First off: I didn't dislike all of it, and the elements I did dislike probably aren't the parts that other people -- especially other old-time BSG fans -- disliked.
The Female Starbuck didn't bother me at all, primarily because I really quite liked the character as presented. Despite the gender bender, Starbuck was nonetheless the character who made the transition most intact.
The Humanoid Cylons didn't bother me, either. I thought it was an interesting plot twist, particularly the way it set the stage for further Cylon infiltration. Note to
Technology: Unusually for TV or movie SF, they actually put some thought behind the technology. For example, the way Galactica used deliberately primitive technology because it was designed to fight an enemy that could hack into sophisticated computer networks. I liked the way they handled the FTL drive, too -- no doubletalk technobabble explanations of FTL physics in the dialogue, just the jargon used by people who know the tech to other people who know the tech. Bridge chatter -- ever since I first saw an uncut version of "The Cage", I've loved starship bridges that sound like a cross between a real ship's bridge and Mission Control. And, wow, Newtonian Mechanics. Spacecraft that move like spacecraft should.
I also liked some of The "Grit" -- the tense sequences that underscore the survival scenario, the need to make hard decisions, the questions of triage ethics when the fate of an entire species is at stake, the conflict between civil and military authorities. I also would like to give a great big enlisted man's applause for making the people who maintain the glitzy Vipers into actual characters with lines and everything, and making the flight deck chief a major character. I don't think I've ever seen that done before in sci fi.
And now, the parts I did dislike.
First, Everyone's A Jerk. This is the Lazy Writer's Shortcut To Character Development. It's the New Millenium, Baby, and Grit is In. The Wise Patriarch Who Inspires Confidence becomes unreasonably, even stupidly militaristic. The Stern Authority Figure becomes an alchoholic, ill-tempered martinet. The Happy-Go-Lucky Scoundrel aquires a nasty vindictive streak.
This isn't "adding depth to old-fashioned stereotypes". It's just replacing them with new, more fashionable -- and less sympathetic -- stereotypes.
Second, and more importantly, is... The Parallel Evolution of Ties.

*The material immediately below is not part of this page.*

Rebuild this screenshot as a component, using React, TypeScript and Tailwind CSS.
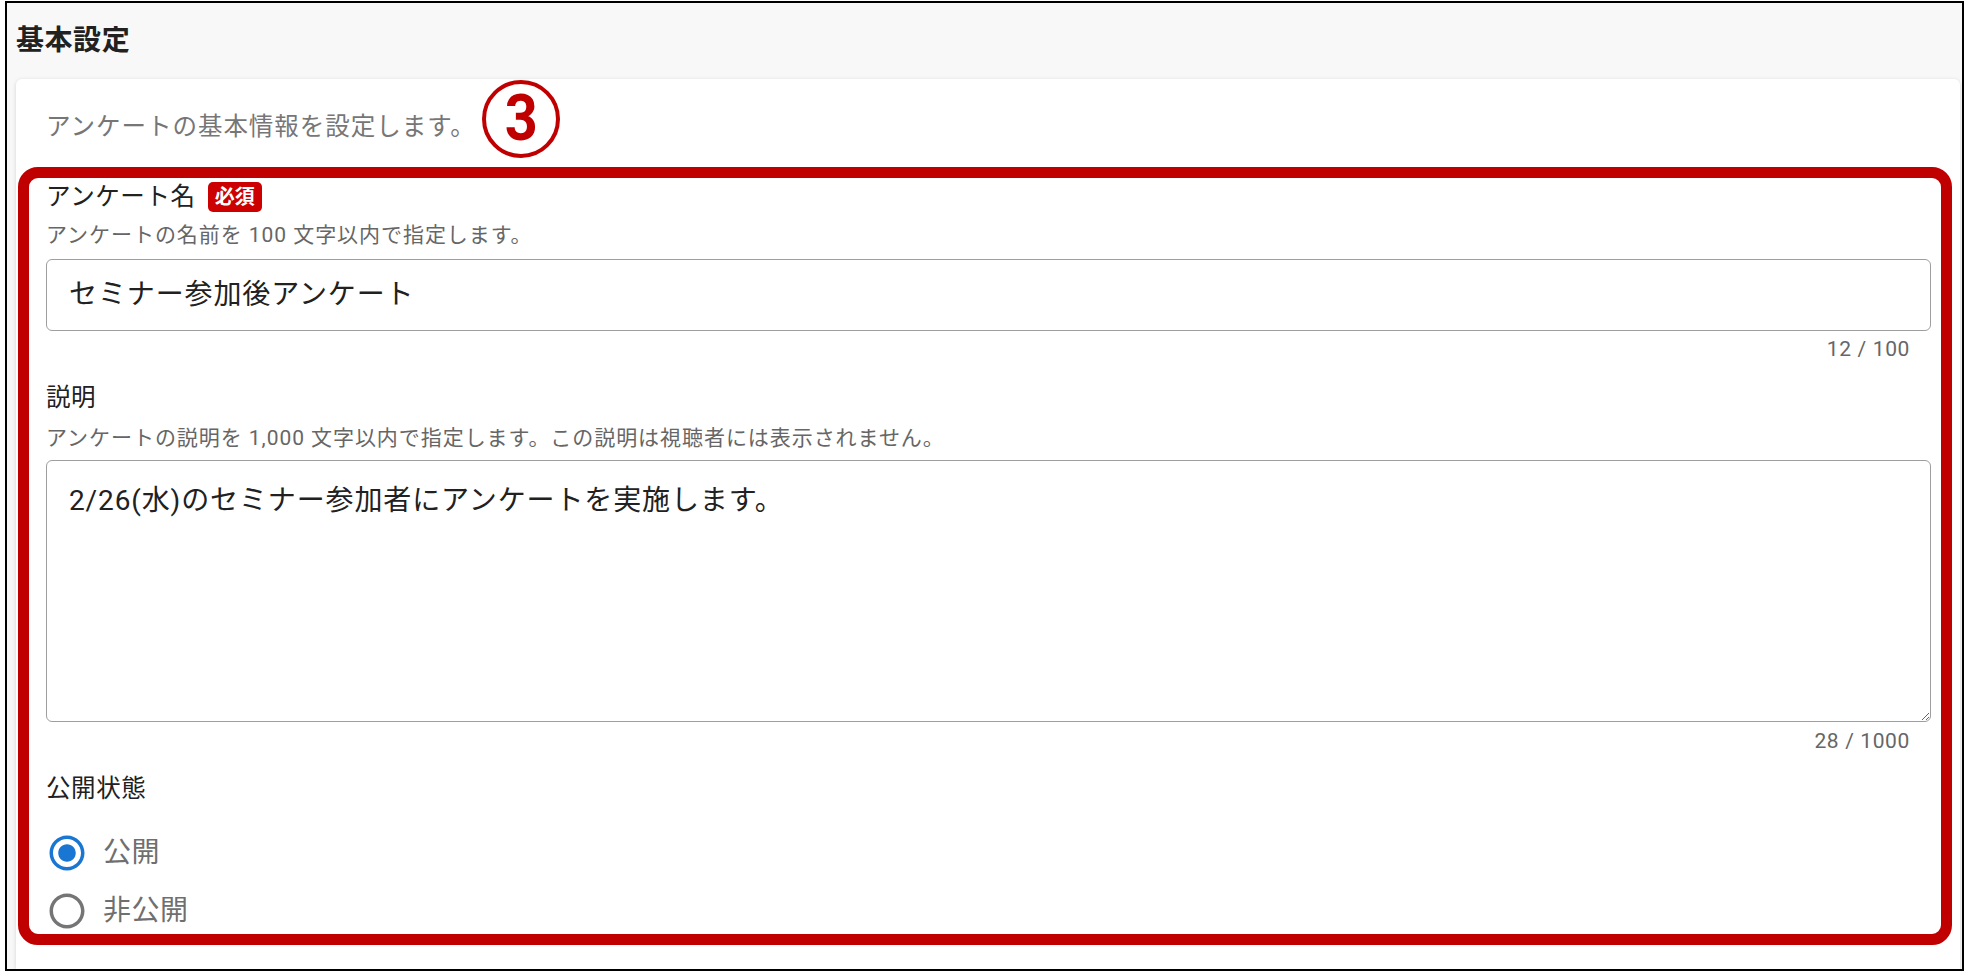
const font = "font-['Roboto','Noto_Sans_CJK_JP',sans-serif]";

function Radio({ checked, label }: { checked: boolean; label: string }) {
  return (
    <div className="flex h-[42px] items-center">
      <svg width="42" height="42" viewBox="0 0 24 24" className="shrink-0">
        {checked ? (
          <path
            fill="#1976d2"
            d="M12 7c-2.76 0-5 2.24-5 5s2.24 5 5 5 5-2.24 5-5-2.24-5-5-5zm0-5C6.48 2 2 6.48 2 12s4.48 10 10 10 10-4.48 10-10S17.52 2 12 2zm0 18c-4.42 0-8-3.58-8-8s3.58-8 8-8 8 3.58 8 8-3.58 8-8 8z"
          />
        ) : (
          <path
            fill="#757575"
            d="M12 2C6.48 2 2 6.48 2 12s4.48 10 10 10 10-4.48 10-10S17.52 2 12 2zm0 18c-4.42 0-8-3.58-8-8s3.58-8 8-8 8 3.58 8 8-3.58 8-8 8z"
          />
        )}
      </svg>
      <span className="ml-[15px] text-[28px] leading-[42px] tracking-[0.02em] text-[#6f6f6f]">{label}</span>
    </div>
  );
}

export default function App() {
  return (
    <div className={`w-[1970px] h-[976px] bg-white pl-[5px] pt-[1px] ${font}`}>
      <div className="flex h-[970px] w-[1959px] flex-col overflow-hidden border-2 border-black bg-[#f8f8f8]">
        {/* header */}
        <div className="flex h-[76px] shrink-0 items-center pl-[9px]">
          <h1 className="text-[28px] font-bold leading-none tracking-[0.02em] text-[#212121]">基本設定</h1>
        </div>

        {/* card */}
        <div className="relative ml-[9px] mr-[2px] flex-1 rounded-t-[6px] bg-white pt-[29px] shadow-[0_1px_4px_rgba(0,0,0,0.15)]">
          <p className="pl-[30px] text-[24.5px] leading-[37px] tracking-[0.04em] text-[#767676]">
            アンケートの基本情報を設定します。
          </p>

          {/* annotation number */}
          <div className="absolute left-[466px] top-[1px] flex h-[78px] w-[78px] items-center justify-center rounded-full border-[4px] border-[#c00000]">
            <span className="scale-x-[0.9] text-[64px] font-bold leading-none text-[#c00000]">3</span>
          </div>

          {/* highlighted form area */}
          <div className="ml-[2px] mt-[22px] flex h-[778px] w-[1934px] flex-col rounded-[20px] border-[11px] border-[#c00000] pl-[17px] pr-[10px]">
            <div className="mt-[4px] flex h-[30px] items-center">
              <span className="text-[24.5px] leading-[30px] tracking-[0.025em] text-[#212121]">アンケート名</span>
              <span className="ml-[12px] flex h-[30px] items-center rounded-[5px] bg-[#cc0000] px-[7px] text-[20px] font-bold leading-none text-white">
                必須
              </span>
            </div>
            <p className="mt-[8px] text-[21px] leading-[30px] tracking-[0.045em] text-[#666666]">
              アンケートの名前を 100 文字以内で指定します。
            </p>
            <div className="mt-[9px] flex h-[72px] items-center rounded-[6px] border border-[#9e9e9e] pl-[22px]">
              <span className="text-[28px] leading-none tracking-[0.03125em] text-[#212121]">セミナー参加後アンケート</span>
            </div>
            <div className="mt-[4px] pr-[21px] text-right text-[21px] leading-[28px] tracking-[0.03em] text-[#666666]">12 / 100</div>

            <div className="mt-[17px] text-[24.5px] leading-[36px] tracking-[0.025em] text-[#212121]">説明</div>
            <p className="mt-[7px] text-[21px] leading-[30px] tracking-[0.045em] text-[#666666]">
              アンケートの説明を 1,000 文字以内で指定します。この説明は視聴者には表示されません。
            </p>
            <textarea
              readOnly
              value="2/26(水)のセミナー参加者にアンケートを実施します。"
              className={`mt-[7px] h-[262px] w-full resize-y rounded-[6px] border border-[#9e9e9e] pl-[22px] pt-[19px] text-[28px] leading-[42px] tracking-[0.03125em] text-[#212121] outline-none ${font}`}
            />
            <div className="mt-[5px] pr-[21px] text-right text-[21px] leading-[28px] tracking-[0.03em] text-[#666666]">28 / 1000</div>

            <div className="mt-[16px] text-[24.5px] leading-[36px] tracking-[0.025em] text-[#212121]">公開状態</div>
            <div className="mt-[25px]">
              <Radio checked label="公開" />
            </div>
            <div className="mt-[16px]">
              <Radio checked={false} label="非公開" />
            </div>
          </div>
        </div>
      </div>
    </div>
  );
}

The premise of both versions of BSG is that Our Heroes hail from Twelve Colonies, worlds colonized in the mythic past by the "Lords of Kobol", and that they have legends of a long-lost Thirteenth Colony, "a shining planet known as... EARTH."

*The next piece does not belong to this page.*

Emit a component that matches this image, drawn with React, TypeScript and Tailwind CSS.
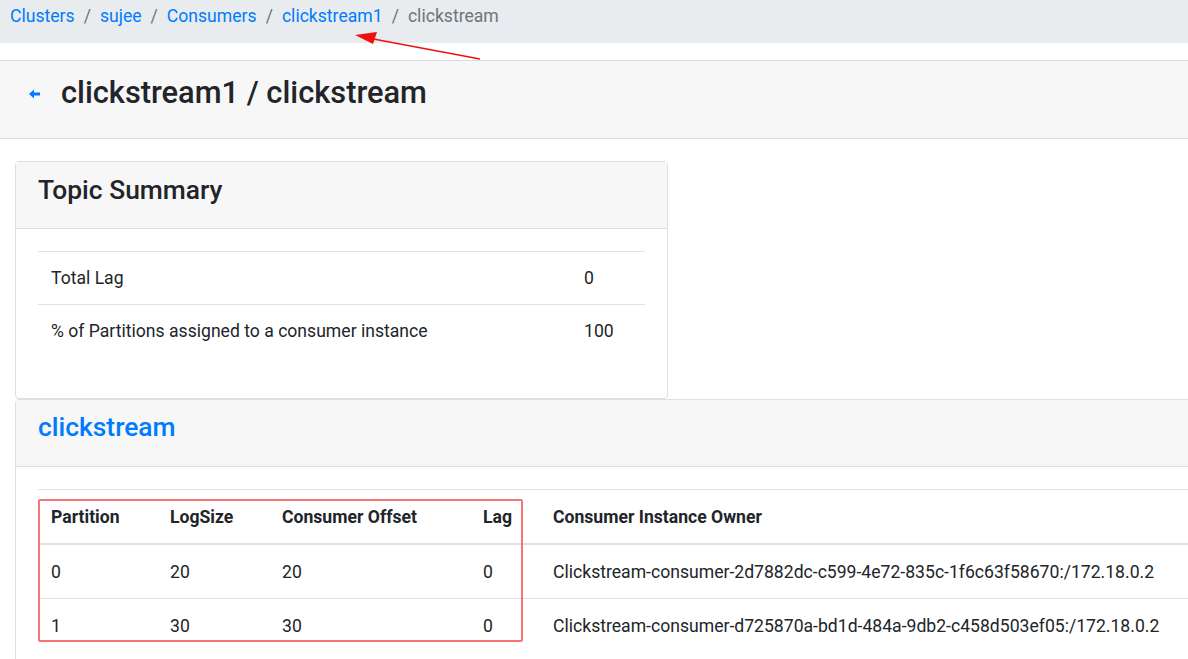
import React from 'react';

const rows = [
  { p: '0', log: '20', off: '20', lag: '0', owner: 'Clickstream-consumer-2d7882dc-c599-4e72-835c-1f6c63f58670:/172.18.0.2' },
  { p: '1', log: '30', off: '30', lag: '0', owner: 'Clickstream-consumer-d725870a-bd1d-484a-9db2-c458d503ef05:/172.18.0.2' },
];

const Sep = () => <span className="px-[9px] text-[#6c757d]">/</span>;

const cell = 'px-[13px] py-[13px] leading-[26px]';
const cell2 = 'px-[13px] py-[13.5px] leading-[26px]';

const App: React.FC = () => {
  return (
    <div className="relative w-full h-[659px] overflow-hidden bg-white text-[#212529] text-[17.6px]" style={{ fontFamily: 'Roboto, "Liberation Sans", sans-serif' }}>
      {/* breadcrumb */}
      <nav className="h-[43px] bg-[#e9ecef] pl-[10px] pt-[3px] flex items-start leading-[26px]">
        <a className="text-[#007bff]">Clusters</a>
        <Sep />
        <a className="text-[#007bff]">sujee</a>
        <Sep />
        <a className="text-[#007bff]">Consumers</a>
        <Sep />
        <a className="text-[#007bff]">clickstream1</a>
        <Sep />
        <span className="text-[#6c757d]">clickstream</span>
      </nav>

      {/* page header */}
      <div className="mt-[17px] h-[79px] bg-[#f7f7f7] border-y border-[#dcdcdc] flex items-center pl-[29px] pb-[12px]">
        <svg width="12" height="10" viewBox="0 0 12 10" className="mr-[20px]">
          <path d="M0 5 L5 0.5 L5 3.5 L11 3.5 L11 6.5 L5 6.5 L5 9.5 Z" fill="#007bff" />
        </svg>
        <h1 className="text-[30.8px] font-medium leading-none">clickstream1 / clickstream</h1>
      </div>

      <div className="pl-[15px] pt-[22px]">
        {/* topic summary card */}
        <div className="w-[653px] border border-[#dfdfdf] rounded-[4px]">
          <div className="h-[67px] bg-[#f7f7f7] border-b border-[#dfdfdf] pl-[22px] pb-[10px] flex items-center">
            <h4 className="text-[26.4px] font-medium leading-none">Topic Summary</h4>
          </div>
          <div className="px-[22px] pt-[22px] pb-[41px]">
            <table className="w-full border-collapse">
              <tbody>
                <tr className="border-t border-[#dee2e6]">
                  <td className={`w-[533px] ${cell}`}>Total Lag</td>
                  <td className={cell}>0</td>
                </tr>
                <tr className="border-t border-[#dee2e6]">
                  <td className={cell}>% of Partitions assigned to a consumer instance</td>
                  <td className={cell}>100</td>
                </tr>
              </tbody>
            </table>
          </div>
        </div>

        {/* topic card */}
        <div className="w-[1230px] border border-[#dfdfdf] rounded-[4px]">
          <div className="h-[67px] bg-[#f7f7f7] border-b border-[#dfdfdf] pl-[22px] pb-[12px] flex items-center">
            <h4 className="text-[26.4px] font-medium leading-none text-[#007bff]">clickstream</h4>
          </div>
          <div className="pl-[22px] pt-[22px] pb-[22px]">
            <table className="w-full border-collapse table-fixed">
              <thead>
                <tr className="border-t border-[#dee2e6] border-b-2 border-b-[#dee2e6]">
                  <th className={`w-[119px] text-left font-bold ${cell2}`}>Partition</th>
                  <th className={`w-[112px] text-left font-bold ${cell2}`}>LogSize</th>
                  <th className={`w-[201px] text-left font-bold ${cell2}`}>Consumer Offset</th>
                  <th className={`w-[71px] text-left font-bold ${cell2}`}>Lag</th>
                  <th className="text-left font-bold px-[12px] py-[13.5px] leading-[26px]">Consumer Instance Owner</th>
                </tr>
              </thead>
              <tbody>
                {rows.map((r, i) => (
                  <tr key={r.p} className={i > 0 ? 'border-t border-[#dee2e6]' : ''}>
                    <td className={cell2}>{r.p}</td>
                    <td className={cell2}>{r.log}</td>
                    <td className={cell2}>{r.off}</td>
                    <td className={cell2}>{r.lag}</td>
                    <td className="px-[12px] py-[13.5px] leading-[26px] whitespace-nowrap">{r.owner}</td>
                  </tr>
                ))}
              </tbody>
            </table>
          </div>
        </div>
      </div>

      {/* annotations */}
      <div className="absolute left-[38px] top-[499px] w-[485px] h-[143px] border-2 border-[#f77474] rounded-[2px] pointer-events-none" />
      <svg className="absolute left-0 top-0 pointer-events-none" width="1188" height="659">
        <line x1="480" y1="59" x2="368" y2="38" stroke="#f01010" strokeWidth="1.5" />
        <path d="M355 35 L377 32 L373 44 Z" fill="#f01010" />
      </svg>
    </div>
  );
};

export default App;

This permeates the original series. Several characters bore the names of Greek gods. Clothing had a future-classical motif, most evident in the uniforms of the Colonial Warriors and the Egyptian Headress design of their helmets. The mythology and lore of the people were integral to the story developent, and the dialogue reflected that. (Given
In accordance with the "dramatic conventions" of the present day, the remake strives to make things look as much like Y2K America as possible, in the name of "realism", I suppose.
The result is... schizoid.
The first two-hour segment of the four-hour movie barely mentions these elements at all. I found myself wondering if, in all the other "reinventions", they simply decided to set the new series in Earth's own future. We saw and heard very little to contradict that thesis. Gradually, almost as an afterthought, we start hearing about the Twelve Colonies, and, by the second installment, people started to swear by the "Lords of Kobol" -- more and more frequently, as if the writers realized their oversight and were trying to make up for it, to remind or belatedly inform the viewer that This Is Someplace Else.
Wardrobe didn't help matters. The uniforms look like variations of present-day military uniforms. The civilian garb, even moreso: suit jackets abound, and there are more than a few people wearing ties with them.
The flamboyant names of the original series are now just "callsigns". Everybody has a personal name and a family name now, in that order, just like good Americans and modern, right-thinking people anywhere. "Apollo" is now "Lee Adama". "Boomer" is "Sharon Valerii". Commander Adama's first name, according to the inscription on his old Viper, is "William".
"William".
This culture diverged from ours centuries ago, so long ago that we've forgotten our common roots save as badly-distorted oral traditions, and yet, we're expected to believe that they just happened to develop fashions and names and social structures identical to modern-day Western Industrial Culture? Well, sure! That's "realistic"! We don't want this looking like... like... like it was on another planet or something weird like that!
As "dramatic conventions" go, I think I prefer velour military uniforms and robot dogs.
Does this outweigh all the positive things I said about the remake up above?
For me, it certainly does. The society and the culture that Larson envisioned were one of the strongest elements of the original series. It gave the series style and character and charm. If I had decided to revisit Galactica -- and I have considered it as a setting for role-playing -- those are exactly the aspects I would have played up. Instead, they got jettisoned. We're left with a setting that's unimaginative, banal -- and Just Doesn't Make Sense.
I don't mind changes. I don't mind "re-invention". I do mind Shit That Makes No Sense.
And that's enough for now.
There will be a short quiz next class. I do hope you've taken notes.